FINRA arbitration is a private civil claim — you get a monetary award paid to you directly if you win. SEC and state enforcement actions are brought by regulators, not by you — any monetary penalties go to the government, not the victim (although SEC can seek disgorgement that sometimes funds investor distribution funds). The SEC Whistleblower program is a separate pathway where you report the fraud and may receive 10–30% of sanctions collected. These tracks can and often should run simultaneously.
How do I find a legitimate investment fraud attorney versus a 'recovery room' scam?
Legitimate investment fraud attorneys: take cases on contingency (paid from recovery, not upfront), have verifiable FINRA arbitration experience, are listed in your state bar directory, and often participate in PIABA (Public Investors Advocate Bar Association — piaba.org). Recovery room scams: demand upfront fees to 'recover' your already-lost money, promise guaranteed recovery, contact you unsolicited after a fraud becomes public, and may impersonate government agencies. Any request for upfront payment to recover investment losses is a major red flag.

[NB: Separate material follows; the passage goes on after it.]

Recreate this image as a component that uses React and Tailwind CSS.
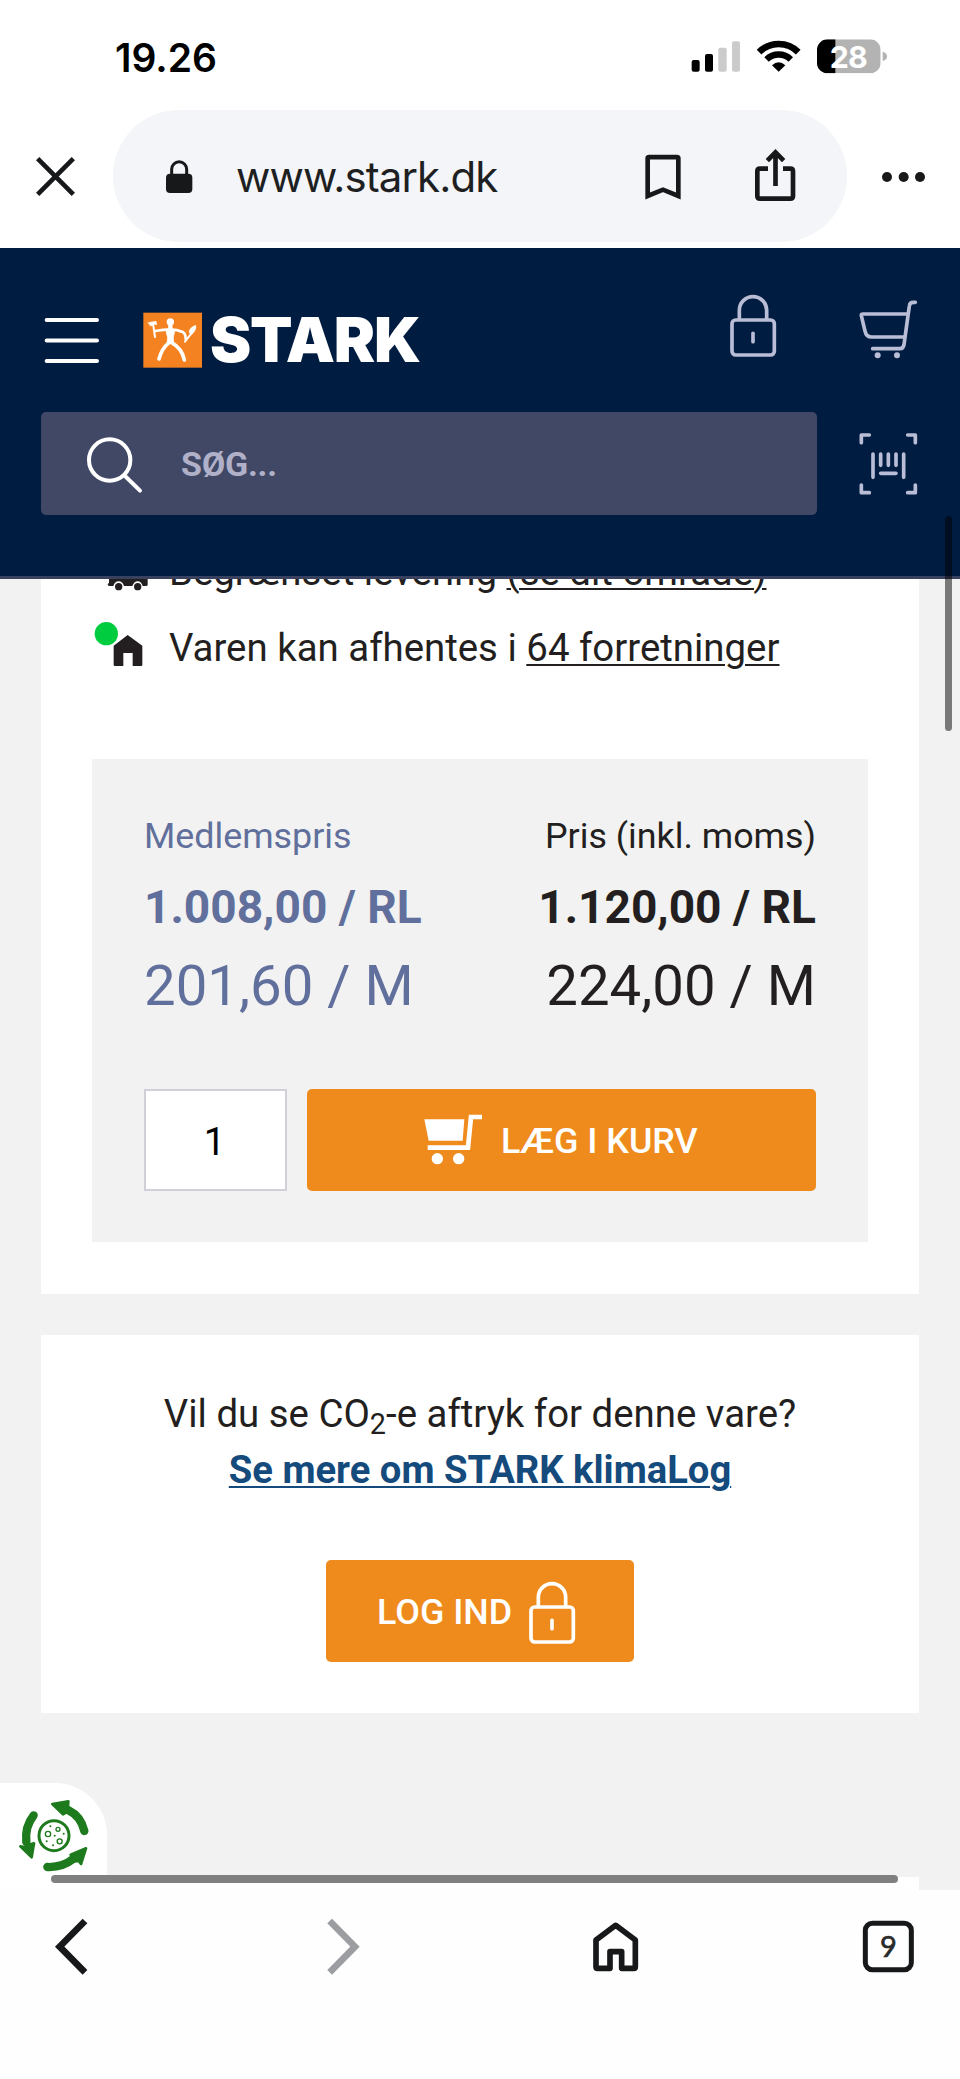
import React from "react";

function StatusBar() {
  return (
    <div className="flex h-[110px] items-start justify-between pt-[37px] pl-[115px] pr-[72px]">
      <span className="font-['Inter',sans-serif] text-[39px] leading-[41px] font-semibold text-black">19.26</span>
      <div className="flex gap-[14px]">
        <svg width="52" height="40" viewBox="630 111 156 120">
          <rect x="635" y="180" width="24" height="35" rx="6" fill="#000" />
          <rect x="675" y="162" width="24" height="53" rx="6" fill="#000" />
          <rect x="715" y="143" width="25" height="72" rx="6" fill="#cbcbcb" />
          <rect x="756" y="124" width="24" height="91" rx="6" fill="#cbcbcb" />
        </svg>
        <svg width="46" height="40" viewBox="828 111 138 120" fill="none" stroke="#000">
          <path d="M837.3 156.3A83 83 0 0 1 954.7 156.3" strokeWidth="20" />
          <path d="M859.6 178.6A51.5 51.5 0 0 1 932.4 178.6" strokeWidth="19" />
          <path d="M896 215L876 196Q896 177 916 196Z" fill="#000" stroke="none" />
        </svg>
        <svg width="72" height="40" viewBox="1008 111 216 120">
          <clipPath id="battery"><rect x="1011" y="118" width="191" height="102" rx="32" /></clipPath>
          <g clipPath="url(#battery)">
            <rect x="1011" y="118" width="191" height="102" fill="#b3b3b3" />
            <rect x="1011" y="118" width="55" height="102" fill="#000" />
          </g>
          <path d="M1208 155Q1221 158 1221 169T1208 183Z" fill="#b3b3b3" />
          <text x="1106" y="203" textAnchor="middle" textLength="114" className="font-['Inter',sans-serif] text-[91px] font-bold" fill="#fff">28</text>
        </svg>
      </div>
    </div>
  );
}

function AddressBar() {
  return (
    <div className="flex h-[138px] items-start">
      <svg className="ml-[32px]" width="48" height="132" viewBox="96 330 144 396" fill="none" stroke="#17181a" strokeWidth="14">
        <path d="M113 476L220 583M220 476L113 583" />
      </svg>
      <div className="ml-[33px] flex h-[132px] w-[734px] items-center rounded-full bg-[#f4f5f8]">
        <svg className="ml-[50px] shrink-0" width="32" height="132" viewBox="489 330 96 396">
          <rect x="498" y="521" width="79" height="58" rx="12" fill="#17181a" />
          <path d="M515 524V508A22.500 22.500 0 0 1 560 508V524" fill="none" stroke="#17181a" strokeWidth="9" />
        </svg>
        <span className="ml-[41px] w-[404px] shrink-0 pt-[2px] font-['Inter',sans-serif] text-[42px] leading-[50px] tracking-[-0.900px] text-[#1e1f22]">www.stark.dk</span>
        <svg className="shrink-0" width="180" height="132" viewBox="480 330 540 396" fill="none" stroke="#17181a">
          <path d="M503 588V475Q503 471.500 507 471.500H591Q595 471.500 595 475V588L549 569Z" strokeWidth="14" />
          <path d="M864 506H840Q832 506 832 514V588Q832 596 840 596H931Q939 596 939 588V514Q939 506 931 506H909" strokeWidth="14" />
          <path d="M886.500 558V456M862 482L886.500 457L911 482" strokeWidth="14" />
        </svg>
      </div>
      <svg className="ml-[29px]" width="56" height="132" viewBox="1188 330 168 396" fill="#17181a">
        <circle cx="1221" cy="531" r="15" />
        <circle cx="1271" cy="531" r="15" />
        <circle cx="1320" cy="531" r="15" />
      </svg>
    </div>
  );
}

function LockIcon({ className }) {
  return (
    <svg className={className} width="48" height="64" viewBox="746 132 144 192" fill="none" stroke="currentColor" strokeWidth="11">
      <rect x="755" y="210" width="127" height="105" rx="11" />
      <path d="M777 207V181A41 41 0 0 1 859 181V207" />
      <path d="M818 250V275" strokeLinecap="round" />
    </svg>
  );
}

function Logo() {
  return (
    <div className="flex items-center">
      <svg className="ml-[43px]" width="60" height="56" viewBox="429 187 180 168">
        <rect x="430" y="189" width="176" height="165" fill="#f58220" />
        <g fill="none" stroke="#fff" strokeLinecap="round" strokeLinejoin="round">
          <circle cx="511" cy="217" r="11" fill="#fff" stroke="none" />
          <path d="M511 228V246" strokeWidth="13" />
          <path d="M466 244Q490 240 511 240T548 247Q557 252 557 268" strokeWidth="8" />
          <path d="M500 238H522Q526 246 520 262L521 282H501L503 262Q496 248 500 238Z" fill="#fff" strokeWidth="2" />
          <path d="M507 279Q485 297 477 328M515 279Q546 296 553 331" strokeWidth="11" />
          <path d="M459 222L465 262" strokeWidth="6" />
          <path d="M445 219L468 215L470 225L461 223L453 229Z" fill="#fff" strokeWidth="2" />
          <path d="M555 276L575 250" strokeWidth="6" />
          <path d="M567 248Q569 231 588 227Q590 243 575 255Z" fill="#fff" strokeWidth="1" />
        </g>
      </svg>
      <span className="ml-[7px] font-['Inter',sans-serif] text-[62px] leading-[56px] font-black tracking-[-1.200px] text-white">STARK</span>
    </div>
  );
}

function SiteHeader() {
  return (
    <header className="h-[331px] border-b-[3px] border-[#38415f] bg-[#001c40] pt-[40px]">
      <div className="flex h-[80px] items-start">
        <svg className="mt-[24px] ml-[44px]" width="56" height="56" viewBox="132 186 168 168" stroke="#fff" strokeWidth="12" strokeLinecap="round">
          <path d="M140 210H291M140 271.500H291M140 333H291" />
        </svg>
        <div className="mt-[24px] w-[628px] shrink-0"><Logo /></div>
        <LockIcon className="mt-[6px] ml-px shrink-0 text-[#b9bdd6]" />
        <svg className="mt-[10px] ml-[81px] shrink-0" width="62" height="64" viewBox="1134 144 186 192" fill="none" stroke="#b9bdd6" strokeWidth="11" strokeLinecap="round" strokeLinejoin="round">
          <path d="M1282 192H1149Q1143 192 1144 197L1155 243Q1159 261 1174 261H1270" />
          <path d="M1306 157H1300Q1289 157 1288 168L1272 284Q1270 296 1260 296H1178" />
          <circle cx="1193" cy="316" r="9" fill="#b9bdd6" stroke="none" />
          <circle cx="1251" cy="316" r="9" fill="#b9bdd6" stroke="none" />
        </svg>
      </div>
      <div className="mt-[44px] flex h-[103px] items-center pl-[41px]">
        <div className="flex h-[103px] w-[776px] items-center rounded-[5px] bg-[#404865]">
          <svg className="ml-[43px]" width="62" height="62" viewBox="252 550 186 186" fill="none" stroke="#fff" strokeWidth="12" strokeLinecap="round">
            <circle cx="329" cy="631" r="62" />
            <path d="M375 679L420 723" />
          </svg>
          <span className="ml-[35px] font-['Roboto',sans-serif] text-[34px] leading-[40px] font-bold tracking-[-0.200px] text-[#b0b1c8]">SØG...</span>
        </div>
        <svg className="ml-[41px]" width="62" height="64" viewBox="1134 545 186 192" fill="none" stroke="#b9bdd6" strokeWidth="11" strokeLinecap="round" strokeLinejoin="round">
          <path d="M1144 577V554H1168M1283 554H1306V577M1144 704V727H1168M1283 727H1306V704" />
          <path d="M1179 611V681M1202 611V645M1225 611V645M1248 611V645M1271 611V681M1202 669H1248" />
        </svg>
      </div>
    </header>
  );
}

function Availability() {
  return (
    <div className="-mt-[45px] font-['Roboto',sans-serif] text-[38.4px] text-[#231f20]">
      <div className="flex h-[76px] items-center">
        <svg className="ml-[52px]" width="60" height="76" viewBox="279 72 180 228">
          <path d="M327 170H443V224Q443 228 438 228H428Q424 214 413 214T397 228H372Q368 214 356 214T340 228H328Q323 228 323 223L327 218Z" fill="#231f20" />
          <circle cx="356" cy="230" r="11" fill="#231f20" />
          <circle cx="413" cy="230" r="11" fill="#231f20" />
        </svg>
        <p className="ml-[16px] leading-[76px] whitespace-nowrap">Begrænset levering <span className="underline decoration-[2px] underline-offset-[3px]">(se dit område)</span></p>
      </div>
      <div className="flex h-[76px] items-center">
        <svg className="ml-[52px]" width="60" height="76" viewBox="279 300 180 228">
          <circle cx="319" cy="371" r="35" fill="#00cc40" />
          <path d="M383 375L427 407V465Q427 468 424 468H398V429H370V468H344Q341 468 341 465V407Z" fill="#231f20" />
        </svg>
        <p className="ml-[16px] leading-[76px] whitespace-nowrap">Varen kan afhentes i <span className="underline decoration-[2px] underline-offset-[3px]">64 forretninger</span></p>
      </div>
    </div>
  );
}

function PriceColumn({ className, label, roll, meter }) {
  return (
    <div className={className}>
      <p className="text-[35.84px] leading-[44px]">{label}</p>
      <p className="mt-[19px] text-[46.08px] leading-[60px] font-bold">{roll}</p>
      <p className="mt-[15px] text-[56.32px] leading-[68px]">{meter}</p>
    </div>
  );
}

function PriceBox() {
  return (
    <section className="mx-[51px] mt-[73px] h-[483px] bg-[#f2f2f2] px-[52px] pt-[55px] font-['Roboto',sans-serif]">
      <div className="flex justify-between">
        <PriceColumn className="text-[#606f9b]" label="Medlemspris" roll="1.008,00 / RL" meter="201,60 / M" />
        <PriceColumn className="text-right text-[#231f20]" label="Pris (inkl. moms)" roll="1.120,00 / RL" meter="224,00 / M" />
      </div>
      <div className="mt-[69px] flex h-[102px]">
        <div className="flex w-[143px] items-center justify-center border-[2px] border-[#d0d0d9] bg-white pt-[3px] pr-[2px] text-[38.4px] text-black">1</div>
        <button className="ml-[20px] flex w-[509px] items-center rounded-[5px] bg-[#ef8b1c]">
          <svg className="ml-[116px]" width="60" height="60" viewBox="1030 1080 180 180" fill="#fff">
            <path d="M1034 1108H1154L1149 1172H1047Z" />
            <path d="M1044 1193H1165L1174 1101H1207" fill="none" stroke="#fff" strokeWidth="14" />
            <circle cx="1073" cy="1226" r="17" />
            <circle cx="1137" cy="1226" r="17" />
          </svg>
          <span className="ml-[18px] pt-[2px] text-[35.84px] leading-[40px] font-medium text-white">LÆG I KURV</span>
        </button>
      </div>
    </section>
  );
}

function ClimateCard() {
  return (
    <section className="mx-[41px] mt-[41px] flex h-[378px] flex-col items-center bg-white pt-[51px] font-['Roboto',sans-serif]">
      <p className="text-[38.4px] leading-[56px] text-[#231f20]">Vil du se CO<sub className="relative bottom-0 align-[-7px] text-[28.8px] leading-none">2</sub>-e aftryk for denne vare?</p>
      <a className="text-[38.2px] leading-[56px] font-bold text-[#154a7d] underline decoration-[2px] underline-offset-[3px]">Se mere om STARK klimaLog</a>
      <button className="mt-[62px] flex h-[102px] w-[308px] items-center rounded-[5px] bg-[#ef8b1c] pt-[2px] pl-[51px] text-white">
        <span className="text-[35.84px] leading-[40px] font-medium">LOG IND</span>
        <LockIcon className="mt-[2px] mr-[58px] ml-auto" />
      </button>
    </section>
  );
}

function CookieBadge() {
  return (
    <div className="absolute bottom-0 left-0 h-[107px] w-[107px] rounded-tr-[52px] bg-white">
      <svg width="107" height="107" viewBox="0 99 321 321" fill="none" stroke="#1d7a1d" strokeLinecap="round" strokeLinejoin="round">
        <circle cx="162" cy="257" r="45" strokeWidth="9" />
        <circle cx="144" cy="252" r="8" strokeWidth="4" />
        <circle cx="174" cy="238" r="6" strokeWidth="4" />
        <circle cx="179" cy="274" r="7.500" strokeWidth="4" />
        <path d="M151 229h.1M191 251h.1M164 257h.1M140 274h.1M159 286h.1" strokeWidth="6" />
        <path d="M253 243Q243 199 208 182M101 196Q74 230 79 276M142 351Q187 353 218 328" strokeWidth="25" />
        <path d="M157 162L205 154L204 168L213 180L196 189L189 193Z" fill="#1d7a1d" strokeWidth="8" />
        <path d="M61 289L74 291L92 283L102 280L95 322Z" fill="#1d7a1d" strokeWidth="8" />
        <path d="M258 295L243 342L236 333L222 334L212 314Z" fill="#1d7a1d" strokeWidth="8" />
      </svg>
    </div>
  );
}

function BottomBar() {
  return (
    <nav className="flex h-[189px] items-start bg-[#fefefe] pt-[25px]">
      <svg className="ml-[50px]" width="44" height="64" viewBox="150 495 132 192" fill="none" stroke="#17181a" strokeWidth="20">
        <path d="M255 513L179 590L255 667" />
      </svg>
      <svg className="ml-[228px]" width="44" height="64" viewBox="966 495 132 192" fill="none" stroke="#9c9da1" strokeWidth="20">
        <path d="M989 513L1065 590L989 667" />
      </svg>
      <svg className="ml-[222px]" width="56" height="64" viewBox="84 495 168 192" fill="none" stroke="#17181a" strokeWidth="17" strokeLinejoin="round">
        <path d="M167 526L226 570V650Q226 655 221 655H185V605H150V655H113Q108 655 108 650V570Z" />
      </svg>
      <svg className="ml-[213px]" width="64" height="64" viewBox="891 495 192 192">
        <rect x="916" y="520" width="138" height="139" rx="21" fill="none" stroke="#17181a" strokeWidth="15" />
        <text x="985" y="621" textAnchor="middle" className="font-['Lato',sans-serif] text-[87px]" fill="#2a2a2a" stroke="#2a2a2a" strokeWidth="2">9</text>
      </svg>
    </nav>
  );
}

export default function App() {
  return (
    <div className="relative h-[2079px] w-[960px] overflow-hidden bg-white">
      <StatusBar />
      <AddressBar />
      <SiteHeader />
      <main className="relative h-[1311px] overflow-hidden bg-[#f2f2f2]">
        <section className="mx-[41px] flow-root h-[715px] bg-white">
          <Availability />
          <PriceBox />
        </section>
        <ClimateCard />
        <section className="mx-[41px] mt-[164px] h-[13px] bg-white" />
        <CookieBadge />
      </main>
      <BottomBar />
      <div className="absolute top-[516px] left-[945px] h-[215px] w-[7px] rounded-full bg-black/50" />
      <div className="absolute top-[1875px] left-[51px] h-[8px] w-[847px] rounded-full bg-[#808080]" />
    </div>
  );
}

What makes a FINRA arbitration case strong versus weak?
Strong cases typically have: a clearly registered FINRA-member defendant, documented written communications showing the broker's recommendations, substantial damages ($100,000+), clear factual pattern matching churning or unsuitable recommendations, and account records showing the broker's conduct. Weak cases often involve verbal-only communications, small damages where attorney fees would consume recovery, defendants who are unregistered (wrong forum), and transactions outside the 6-year eligibility window.
What is the Investment Advisers Act §206 fiduciary duty and how does it differ from FINRA suitability?
SEC-registered investment advisers (RIAs) owe a full fiduciary duty under Investment Advisers Act §206 — a higher standard than FINRA's suitability rule. A fiduciary must act in the client's best interest at all times, disclose all conflicts of interest, and cannot engage in self-dealing without full disclosure and client consent. Broker-dealers are subject to FINRA's suitability standard and Reg BI (Regulation Best Interest, since June 2020), which is closer to but not identical to a full fiduciary duty. If your adviser was an SEC-registered RIA, the §206 fiduciary duty is your primary legal hook.
What is SIPC's role versus the SEC versus the FBI in investment fraud cases?
SIPC handles customer asset recovery when a registered brokerage firm becomes insolvent — it's a civil liquidation mechanism, not law enforcement. The SEC investigates and brings civil enforcement actions for federal securities law violations — it can seek disgorgement and civil penalties but does not bring criminal charges. The FBI and DOJ handle criminal prosecution of securities fraud — wire fraud, mail fraud, securities fraud under 18 U.S.C. §1348. Criminal restitution orders (from DOJ prosecution) are a separate and often collectible recovery path. All four can be relevant simultaneously in major fraud cases.